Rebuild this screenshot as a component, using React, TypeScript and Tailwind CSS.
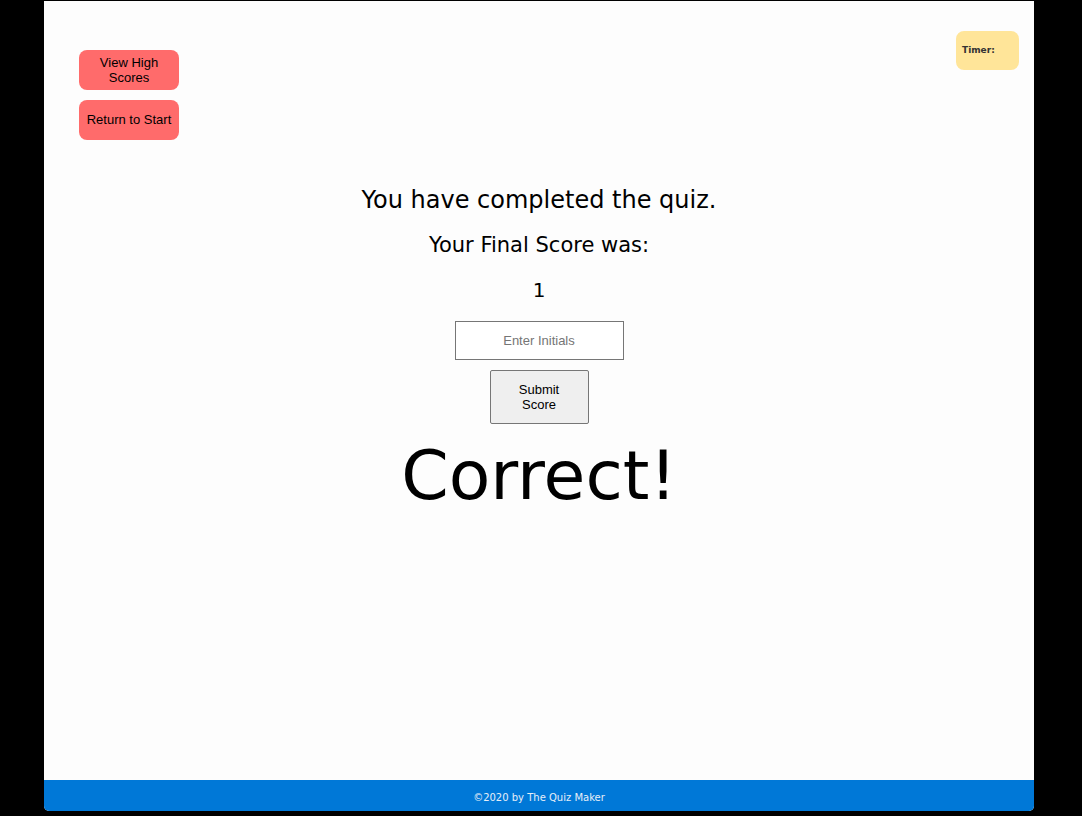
export default function App() {
  return (
    <div className="min-h-[816px] bg-black pt-px">
      <div className="ml-[44px] flex h-[810px] w-[990px] flex-col overflow-hidden rounded-b-[5px] bg-[#fdfdfd]">
        <div className="flex items-start justify-between">
          <div className="flex flex-col gap-[10px] pl-[35px] pt-[49px]">
            <button className="h-10 w-[100px] rounded-lg bg-[#ff6b6b] px-2 text-[13px] leading-[15px] text-black font-['Liberation_Sans',Arial,sans-serif]">
              View High
              <br />
              Scores
            </button>
            <button className="h-10 w-[100px] rounded-lg bg-[#ff6b6b] px-1 pb-[2px] text-[13px] leading-[15px] text-black font-['Liberation_Sans',Arial,sans-serif]">
              Return to Start
            </button>
          </div>
          <div className="mr-[15px] mt-[30px] flex h-[39px] w-[63px] items-center rounded-lg bg-[#ffe599] pl-[6px] text-[9px] font-bold text-[#333] font-['DejaVu_Sans',Verdana,sans-serif]">
            Timer:
          </div>
        </div>

        <main className="flex flex-1 flex-col items-center pt-[45px] font-['DejaVu_Sans',Verdana,sans-serif] text-black">
          <h2 className="text-[24px] leading-[30px]">You have completed the quiz.</h2>
          <p className="mt-[18px] text-[21px] leading-[24px]">Your Final Score was:</p>
          <p className="mt-[21px] text-[20px] leading-[24px]">1</p>
          <input
            placeholder="Enter Initials"
            className="mt-[19px] h-[39px] w-[169px] border border-[#767676] bg-white text-center text-[13px] text-black placeholder:text-[#757575] font-['Liberation_Sans',Arial,sans-serif] outline-none"
          />
          <button className="mt-[10px] h-[54px] w-[99px] rounded-[2px] border border-[#767676] bg-[#efefef] text-[13px] leading-[15px] text-black font-['Liberation_Sans',Arial,sans-serif]">
            Submit
            <br />
            Score
          </button>
          <h1 className="mt-[10px] text-[68px] leading-[84px]">Correct!</h1>
        </main>

        <footer className="flex h-[31px] items-center justify-center bg-[#0078d7] pt-[3px] text-[10px] text-[#e6eef7] font-['DejaVu_Sans',Verdana,sans-serif]">
          ©2020 by The Quiz Maker
        </footer>
      </div>
    </div>
  );
}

________________________

Job: Repeat the full listing above exactly, with no pictures in the copy.

Finished task:
Rebuild this screenshot as a component, using React, TypeScript and Tailwind CSS.
export default function App() {
  return (
    <div className="min-h-[816px] bg-black pt-px">
      <div className="ml-[44px] flex h-[810px] w-[990px] flex-col overflow-hidden rounded-b-[5px] bg-[#fdfdfd]">
        <div className="flex items-start justify-between">
          <div className="flex flex-col gap-[10px] pl-[35px] pt-[49px]">
            <button className="h-10 w-[100px] rounded-lg bg-[#ff6b6b] px-2 text-[13px] leading-[15px] text-black font-['Liberation_Sans',Arial,sans-serif]">
              View High
              <br />
              Scores
            </button>
            <button className="h-10 w-[100px] rounded-lg bg-[#ff6b6b] px-1 pb-[2px] text-[13px] leading-[15px] text-black font-['Liberation_Sans',Arial,sans-serif]">
              Return to Start
            </button>
          </div>
          <div className="mr-[15px] mt-[30px] flex h-[39px] w-[63px] items-center rounded-lg bg-[#ffe599] pl-[6px] text-[9px] font-bold text-[#333] font-['DejaVu_Sans',Verdana,sans-serif]">
            Timer:
          </div>
        </div>

        <main className="flex flex-1 flex-col items-center pt-[45px] font-['DejaVu_Sans',Verdana,sans-serif] text-black">
          <h2 className="text-[24px] leading-[30px]">You have completed the quiz.</h2>
          <p className="mt-[18px] text-[21px] leading-[24px]">Your Final Score was:</p>
          <p className="mt-[21px] text-[20px] leading-[24px]">1</p>
          <input
            placeholder="Enter Initials"
            className="mt-[19px] h-[39px] w-[169px] border border-[#767676] bg-white text-center text-[13px] text-black placeholder:text-[#757575] font-['Liberation_Sans',Arial,sans-serif] outline-none"
          />
          <button className="mt-[10px] h-[54px] w-[99px] rounded-[2px] border border-[#767676] bg-[#efefef] text-[13px] leading-[15px] text-black font-['Liberation_Sans',Arial,sans-serif]">
            Submit
            <br />
            Score
          </button>
          <h1 className="mt-[10px] text-[68px] leading-[84px]">Correct!</h1>
        </main>

        <footer className="flex h-[31px] items-center justify-center bg-[#0078d7] pt-[3px] text-[10px] text-[#e6eef7] font-['DejaVu_Sans',Verdana,sans-serif]">
          ©2020 by The Quiz Maker
        </footer>
      </div>
    </div>
  );
}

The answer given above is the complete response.